_What to work on_. Show each line that has the string "index" in it.

_Given data_.
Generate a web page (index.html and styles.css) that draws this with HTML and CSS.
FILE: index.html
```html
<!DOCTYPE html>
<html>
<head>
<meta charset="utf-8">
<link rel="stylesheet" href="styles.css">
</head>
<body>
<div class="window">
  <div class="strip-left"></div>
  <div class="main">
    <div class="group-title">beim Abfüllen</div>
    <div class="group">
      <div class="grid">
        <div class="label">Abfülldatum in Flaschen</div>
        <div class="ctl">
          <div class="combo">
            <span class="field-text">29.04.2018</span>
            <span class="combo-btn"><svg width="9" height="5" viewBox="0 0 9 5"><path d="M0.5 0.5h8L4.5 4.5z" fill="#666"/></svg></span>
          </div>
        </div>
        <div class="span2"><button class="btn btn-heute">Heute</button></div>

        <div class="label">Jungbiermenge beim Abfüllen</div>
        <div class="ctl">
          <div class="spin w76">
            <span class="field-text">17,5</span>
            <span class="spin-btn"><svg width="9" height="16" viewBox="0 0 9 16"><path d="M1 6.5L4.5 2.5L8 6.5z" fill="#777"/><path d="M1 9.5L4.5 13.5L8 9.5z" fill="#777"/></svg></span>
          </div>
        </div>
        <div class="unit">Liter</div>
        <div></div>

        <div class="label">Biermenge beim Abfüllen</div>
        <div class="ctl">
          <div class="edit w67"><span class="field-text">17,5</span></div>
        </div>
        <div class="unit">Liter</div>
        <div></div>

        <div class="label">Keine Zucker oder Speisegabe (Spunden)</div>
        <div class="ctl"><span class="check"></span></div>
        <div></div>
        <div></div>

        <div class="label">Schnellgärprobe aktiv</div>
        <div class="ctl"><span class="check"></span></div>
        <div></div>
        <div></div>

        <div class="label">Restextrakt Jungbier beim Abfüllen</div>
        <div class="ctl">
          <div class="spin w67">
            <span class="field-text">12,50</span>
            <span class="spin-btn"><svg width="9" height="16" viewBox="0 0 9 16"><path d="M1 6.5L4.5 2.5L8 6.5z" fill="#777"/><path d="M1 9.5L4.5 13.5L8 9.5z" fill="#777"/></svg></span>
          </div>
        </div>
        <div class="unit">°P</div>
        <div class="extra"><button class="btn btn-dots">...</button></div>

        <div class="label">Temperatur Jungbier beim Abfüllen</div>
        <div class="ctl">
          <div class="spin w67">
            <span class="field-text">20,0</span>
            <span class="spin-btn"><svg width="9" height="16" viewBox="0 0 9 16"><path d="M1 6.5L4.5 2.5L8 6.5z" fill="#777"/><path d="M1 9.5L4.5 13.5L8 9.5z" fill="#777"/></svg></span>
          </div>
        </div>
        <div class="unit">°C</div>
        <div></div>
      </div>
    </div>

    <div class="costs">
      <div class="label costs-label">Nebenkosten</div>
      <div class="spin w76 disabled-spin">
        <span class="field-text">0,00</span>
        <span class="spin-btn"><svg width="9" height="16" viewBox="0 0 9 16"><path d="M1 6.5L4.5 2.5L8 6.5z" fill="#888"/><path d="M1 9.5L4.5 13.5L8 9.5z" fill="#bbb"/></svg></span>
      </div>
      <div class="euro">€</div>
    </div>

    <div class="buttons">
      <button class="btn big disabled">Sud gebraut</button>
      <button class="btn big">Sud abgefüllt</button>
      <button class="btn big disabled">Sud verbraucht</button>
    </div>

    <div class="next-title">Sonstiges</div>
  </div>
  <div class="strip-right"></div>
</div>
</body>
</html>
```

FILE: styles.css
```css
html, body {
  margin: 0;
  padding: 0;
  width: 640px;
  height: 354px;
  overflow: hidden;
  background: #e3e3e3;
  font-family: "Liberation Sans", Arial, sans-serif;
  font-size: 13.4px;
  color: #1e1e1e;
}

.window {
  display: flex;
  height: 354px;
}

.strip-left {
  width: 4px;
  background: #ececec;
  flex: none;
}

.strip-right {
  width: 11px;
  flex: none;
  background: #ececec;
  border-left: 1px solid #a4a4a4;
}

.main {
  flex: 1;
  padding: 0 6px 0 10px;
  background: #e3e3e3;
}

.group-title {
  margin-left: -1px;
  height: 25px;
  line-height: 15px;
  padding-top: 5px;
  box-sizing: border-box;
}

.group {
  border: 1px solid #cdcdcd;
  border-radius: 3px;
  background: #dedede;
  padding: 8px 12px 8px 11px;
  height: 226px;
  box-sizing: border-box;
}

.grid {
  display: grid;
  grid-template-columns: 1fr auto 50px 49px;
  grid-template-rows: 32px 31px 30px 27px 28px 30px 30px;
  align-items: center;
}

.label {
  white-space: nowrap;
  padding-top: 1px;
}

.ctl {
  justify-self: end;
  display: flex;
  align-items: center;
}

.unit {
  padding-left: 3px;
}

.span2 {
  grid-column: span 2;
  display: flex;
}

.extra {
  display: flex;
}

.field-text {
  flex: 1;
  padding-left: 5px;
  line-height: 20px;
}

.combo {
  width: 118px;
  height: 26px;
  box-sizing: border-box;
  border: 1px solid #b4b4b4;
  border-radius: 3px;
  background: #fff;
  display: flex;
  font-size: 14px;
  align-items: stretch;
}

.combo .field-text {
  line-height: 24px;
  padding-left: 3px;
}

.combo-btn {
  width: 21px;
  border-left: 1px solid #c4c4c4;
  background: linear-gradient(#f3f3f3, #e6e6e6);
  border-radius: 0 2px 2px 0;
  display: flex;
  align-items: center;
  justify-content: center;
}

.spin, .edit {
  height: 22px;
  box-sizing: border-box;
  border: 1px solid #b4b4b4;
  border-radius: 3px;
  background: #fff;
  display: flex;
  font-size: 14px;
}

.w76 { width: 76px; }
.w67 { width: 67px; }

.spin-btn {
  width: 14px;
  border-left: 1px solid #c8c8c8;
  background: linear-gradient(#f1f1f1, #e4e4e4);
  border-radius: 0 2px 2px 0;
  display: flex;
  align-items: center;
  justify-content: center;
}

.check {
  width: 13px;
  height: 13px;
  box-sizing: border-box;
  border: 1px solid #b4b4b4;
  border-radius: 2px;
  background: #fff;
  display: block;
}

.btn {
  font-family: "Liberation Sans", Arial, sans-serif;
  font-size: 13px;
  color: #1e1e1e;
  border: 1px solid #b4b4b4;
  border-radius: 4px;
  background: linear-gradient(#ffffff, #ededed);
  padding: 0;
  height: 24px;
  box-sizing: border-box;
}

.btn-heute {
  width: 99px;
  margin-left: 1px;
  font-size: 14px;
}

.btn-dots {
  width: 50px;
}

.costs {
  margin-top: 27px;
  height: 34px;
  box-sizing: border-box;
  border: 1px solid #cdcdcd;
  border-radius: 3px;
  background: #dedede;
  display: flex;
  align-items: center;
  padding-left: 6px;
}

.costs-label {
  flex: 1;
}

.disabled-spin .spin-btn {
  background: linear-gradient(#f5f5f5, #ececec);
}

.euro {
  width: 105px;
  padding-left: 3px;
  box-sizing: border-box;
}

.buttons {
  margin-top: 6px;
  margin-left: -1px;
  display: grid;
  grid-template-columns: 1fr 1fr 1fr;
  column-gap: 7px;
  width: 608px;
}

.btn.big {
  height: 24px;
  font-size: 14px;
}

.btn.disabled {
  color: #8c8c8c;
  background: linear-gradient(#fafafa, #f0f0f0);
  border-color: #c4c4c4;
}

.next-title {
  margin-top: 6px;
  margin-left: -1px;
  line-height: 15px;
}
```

_Complete output_.
Generate a web page (index.html and styles.css) that draws this with HTML and CSS.
FILE: index.html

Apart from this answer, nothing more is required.